Et donc pourquoi la poésie contemporaine est-elle drôle? parce qu'elle est plus objective (terre à terre, bouche à bouche, corps à corps). C'est Rimbaud qui utilisait les mots de "poésie objective". Vous connaissez les vers de Mes petites amoureuses: «Un hydrolat lacrymal lave...» C'est jubilatoire, mais pas drôle.

C'est Julien Blaine qui arrive sur scène et dit "La langue, c'est quoi?" Et il tire la langue, il la montre, il montre tout ce qu'on peut faire avec une langue, se caresser les dents, etc. "La langue n'a pas d'os". C'est le lyrisme de la langue du point de vue organique. Puis il continue, et ce n'est plus drôle, par "Et ça, c'est ma cage", en montrant sa cage thoracique, et bien sûr c'est à double sens. Le souffle est dans la cage.

Est-ce Jean-Pierre Bobillot qui a parlé de poète méridional à la faconde tragique? Il me semble que l'intervention est venue de la salle. Je ne sais plus.

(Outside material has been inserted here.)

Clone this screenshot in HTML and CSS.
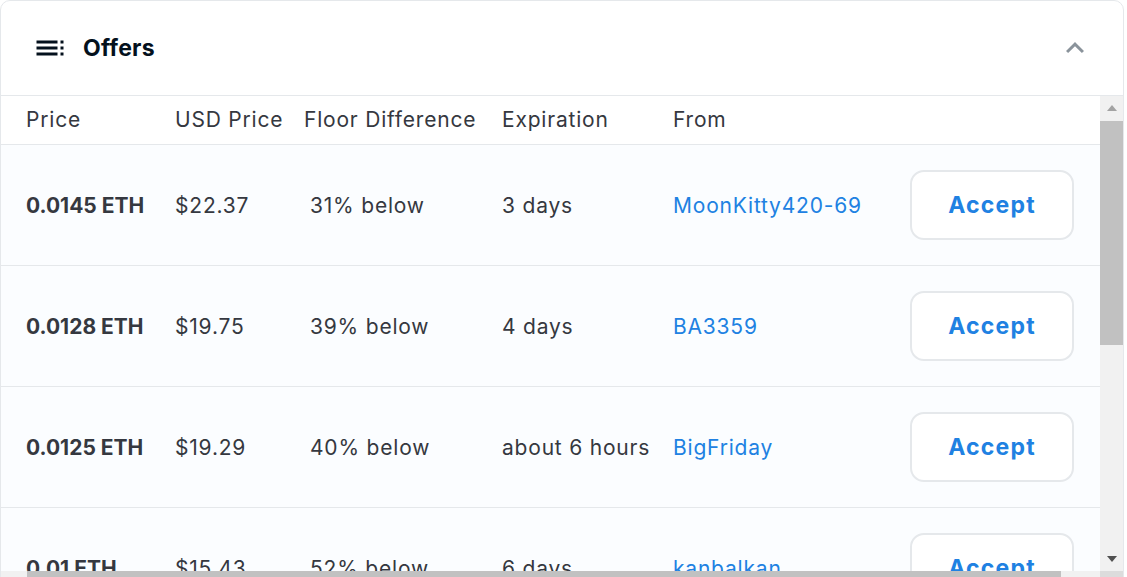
FILE: index.html
```html
<!DOCTYPE html>
<html lang="en">
<head>
    <meta charset="UTF-8">
    <meta name="viewport" content="width=device-width, initial-scale=1.0">
    <title>Offers</title>
    <link rel="stylesheet" href="styles.css">
</head>
<body>

    <section class="offers-panel">
        <header class="panel-header">
            <div class="panel-title">
                <svg class="panel-icon" xmlns="http://www.w3.org/2000/svg" width="36" height="36" viewBox="0 0 24 24" fill="currentColor"><path d="M3 9h14V7H3v2zm0 4h14v-2H3v2zm0 4h14v-2H3v2zm16 0h2v-2h-2v2zm0-10v2h2V7h-2zm0 6h2v-2h-2v2z"/></svg>
                <h2>Offers</h2>
            </div>
            <svg class="panel-toggle" xmlns="http://www.w3.org/2000/svg" width="36" height="36" viewBox="0 0 24 24" fill="currentColor"><path d="M12 8l-6 6 1.41 1.41L12 10.83l4.59 4.58L18 14z"/></svg>
        </header>

        <div class="offers-body">
            <div class="offers-viewport">
                <div class="offers-table">
                    <div class="offer-row head-row">
                        <span>Price</span>
                        <span>USD Price</span>
                        <span>Floor Difference</span>
                        <span>Expiration</span>
                        <span>From</span>
                        <span></span>
                    </div>

                    <div class="offer-row">
                        <span class="cell-price">0.0145 ETH</span>
                        <span>$22.37</span>
                        <span class="cell-floor">31% below</span>
                        <span>3 days</span>
                        <a class="cell-from" href="#">MoonKitty420-69</a>
                        <button class="accept-btn">Accept</button>
                    </div>

                    <div class="offer-row">
                        <span class="cell-price">0.0128 ETH</span>
                        <span>$19.75</span>
                        <span class="cell-floor">39% below</span>
                        <span>4 days</span>
                        <a class="cell-from" href="#">BA3359</a>
                        <button class="accept-btn">Accept</button>
                    </div>

                    <div class="offer-row">
                        <span class="cell-price">0.0125 ETH</span>
                        <span>$19.29</span>
                        <span class="cell-floor">40% below</span>
                        <span>about 6 hours</span>
                        <a class="cell-from" href="#">BigFriday</a>
                        <button class="accept-btn">Accept</button>
                    </div>

                    <div class="offer-row">
                        <span class="cell-price">0.01 ETH</span>
                        <span>$15.43</span>
                        <span class="cell-floor">52% below</span>
                        <span>6 days</span>
                        <a class="cell-from" href="#">kanbalkan</a>
                        <button class="accept-btn">Accept</button>
                    </div>

                    <div class="offer-row">
                        <span class="cell-price">0.009 ETH</span>
                        <span>$13.89</span>
                        <span class="cell-floor">57% below</span>
                        <span>7 days</span>
                        <a class="cell-from" href="#">degenape</a>
                        <button class="accept-btn">Accept</button>
                    </div>

                    <div class="offer-row">
                        <span class="cell-price">0.008 ETH</span>
                        <span>$12.34</span>
                        <span class="cell-floor">62% below</span>
                        <span>2 days</span>
                        <a class="cell-from" href="#">0x7a21f4</a>
                        <button class="accept-btn">Accept</button>
                    </div>
                </div>
            </div>

            <div class="vscroll">
                <span class="sb-btn"><i class="arrow arrow-up"></i></span>
                <span class="sb-thumb"></span>
                <span class="sb-btn"><i class="arrow arrow-down"></i></span>
            </div>

            <div class="hscroll">
                <span class="sb-btn"><i class="arrow arrow-left"></i></span>
                <span class="sb-thumb"></span>
                <span class="sb-btn"><i class="arrow arrow-right"></i></span>
            </div>
            <div class="sb-corner"></div>
        </div>
    </section>

</body>
</html>
```

FILE: styles.css
```css
:root {
    --color-text: #353840;
    --color-title: #04111d;
    --color-border: #e5e8eb;
    --color-link: #2081e2;
    --color-row: #fbfdff;
    --color-muted: #8a939b;
    --sb-track: #f1f1f1;
    --sb-thumb: #c1c1c1;
}
* { box-sizing: border-box; }
body { margin: 0; font-family: 'Inter', 'Open Sans', sans-serif; color: var(--color-text); background: #fff; overflow: hidden; }

.offers-panel { margin: 0 3px 0 0; border: 1px solid var(--color-border); border-radius: 10px 10px 0 0; background: #fff; }

.panel-header { height: 95px; display: flex; align-items: center; justify-content: space-between; padding: 0 30px 0 31px; border-bottom: 1px solid var(--color-border); }
.panel-title { display: flex; align-items: center; gap: 15px; }
.panel-icon { color: var(--color-title); }
.panel-title h2 { margin: 0; font-size: 23px; font-weight: 700; color: var(--color-title); letter-spacing: 0.2px; }
.panel-toggle { color: var(--color-muted); }

.offers-body { display: grid; grid-template-columns: 1fr 23px; grid-template-rows: 475px 23px; }
.offers-viewport { overflow: hidden; }
.offers-table { width: 1119px; }

.offer-row { display: grid; grid-template-columns: 149px 129px 198px 171px 1fr 164px; align-items: center; height: 121px; padding: 0 46px 0 25px; border-bottom: 1px solid var(--color-border); background: var(--color-row); font-size: 21px; letter-spacing: 0.8px; }
.offer-row.head-row { height: 49px; padding-bottom: 1px; background: #fff; }
.cell-price { font-weight: 700; letter-spacing: 0; }
.cell-floor { padding-left: 6px; }
.cell-from { color: var(--color-link); text-decoration: none; }

.accept-btn { width: 164px; height: 70px; border: 2px solid var(--color-border); border-radius: 14px; background: #fff; color: var(--color-link); font-family: inherit; font-size: 23px; font-weight: 700; letter-spacing: 1.2px; cursor: pointer; }

/* fake classic scrollbars */
.vscroll { display: flex; flex-direction: column; background: var(--sb-track); }
.vscroll .sb-btn { height: 24px; }
.vscroll .sb-thumb { height: 224px; margin-top: 1px; margin-bottom: auto; }
.hscroll { display: flex; background: var(--sb-track); }
.hscroll .sb-btn { width: 24px; }
.hscroll .sb-thumb { width: 1034px; margin-left: 2px; margin-right: auto; }
.sb-thumb { display: block; background: var(--sb-thumb); }
.sb-btn { display: flex; align-items: center; justify-content: center; }
.sb-corner { background: #dcdcdc; }
.arrow { width: 0; height: 0; }
.arrow-up { border-left: 5.5px solid transparent; border-right: 5.5px solid transparent; border-bottom: 6px solid #a3a3a3; }
.arrow-down { border-left: 5.5px solid transparent; border-right: 5.5px solid transparent; border-top: 6px solid #505050; }
.arrow-left { border-top: 5.5px solid transparent; border-bottom: 5.5px solid transparent; border-right: 6px solid #a3a3a3; }
.arrow-right { border-top: 5.5px solid transparent; border-bottom: 5.5px solid transparent; border-left: 6px solid #505050; }
```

Apollinaire a été le premier à parler par onomatopées, avant Le Crabe aux pinces d'or (Ici, salut à Marc pour une private joke) (explication rapidement donnée: dans cet album de Tintin, le capitaine Haddock, complètement ivre, se fait voler son bateau. Il le retrouve plus tard amarré dans un port sous le nom de Karaboudjan. Il tente alors de téléphoner: «P..p...popo...police»).
(Cela donne raison à xxx (pas noté: Julien Blaine?) qui soutient que toutes les nouveautés, toutes les innovations, commencent d'abord dans la poésie.)


Autre question: pourquoi La prose des rats? Pourquoi Prose?
Je ne sais pas. Une autre poète travaillait sur Les vers de la mort, un terrifiant poème du XIIe siècle. Je trouvais que ça sonnait bien avec La prose des rats. Et puis il y a un clin d'œil à Prose pour Des Esseintes, aussi.
La difficulté finalement, c'est de se laisser porter. Je suis très peu oulipien, je ne travaille pas sous contrainte. On grapille des idées. Par exemple, les poètes du Bas -Rhin et du Barhein viennent de l'anecdote suivante: la maison de la poésie de Lyon avait invité des poètes du Barhein en pensant qu'il suffit d'inviter des poètes pour qu'il se passe quelque chose, ce qui n'est pas vrai. Et j'ai dit ils auraient mieux fait d'inviter des poètes du Bas-Rhin. Et voilà. (autre exemple: rats de Flin => les usines Renault; rats de Flynt => c'est la ville de Michaël Moore, qui a tourné son premier film en cherchant à rencontrer le patron de Ford).

Cela s'est terminé ainsi, un peu brusquement: il fallait laisser la place au cours suivant.

Notes

[1] Vous y trouverez ces notes enrichies des précisions de Camille Bloomfield et des photos d'Elisabeth Chamontin: cela devient du blogage en éclats, à reconstituer.

[2] Le site consacré à Descaves dit Huysmans.